北朝鮮当局はそれを知り、ロシア政府を通じて映画の破棄を求めた。だが、マンスキー監督は2016年に入って映画を香港国際映画祭に出品し、審査員賞を受賞してしまう。
2016年2月には、同監督を支援する米国関係者らが、ニューヨーク近代美術館主催の国際映画コンクールに出品しようとした。しかし、理由不明のまま不参加の扱いとなった。
ところが、この6月になって近代美術館当局は「2月の映画祭で『太陽の下』を不参加にしたのは当美術館としての正式の決定ではなく、間違いだった。その措置を取り消して、謝罪する」と発表した。
美術館側の説明によると、同館の管理者の一部が北朝鮮関係筋からの圧力に屈して、自主規制の形で「太陽の下」の不参加を勝手に決めてしまったのだという。
その判断には、かつてソニーが北朝鮮からサイバー攻撃などを受けたことが念頭にあったようだ。2014年にソニーは、北朝鮮の金正恩氏の暗殺工作を描いた「インタビュー」という映画を制作した。内容はフィクションだったが北朝鮮は激怒し、ソニーにサイバー攻撃など激しい報復を仕掛けたのである。
美術館のこの「訂正」と「謝罪」は、6月下旬に「ニューヨーク・タイムズ」によって詳しく報道された。

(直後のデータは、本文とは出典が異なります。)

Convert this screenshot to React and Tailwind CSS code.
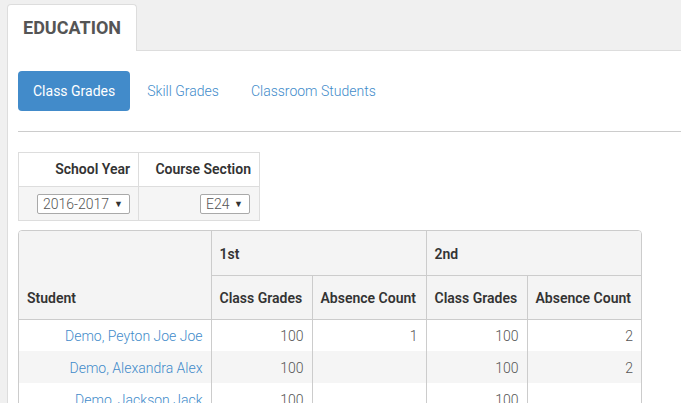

日本からも、一般メディアの代表や学者、研究者などがよく北朝鮮に招かれ、北朝鮮側の指示に従って特定の人物たちと「会話」をし、特定の施設を「見学」して、その様子が日本で伝えられることが少なくない。だが、そうした招待は、まぎれもなく北朝鮮による対外プロパガンダ工作の一環である。映画「太陽の下」は、その実態を改めて暴き出したというわけだ。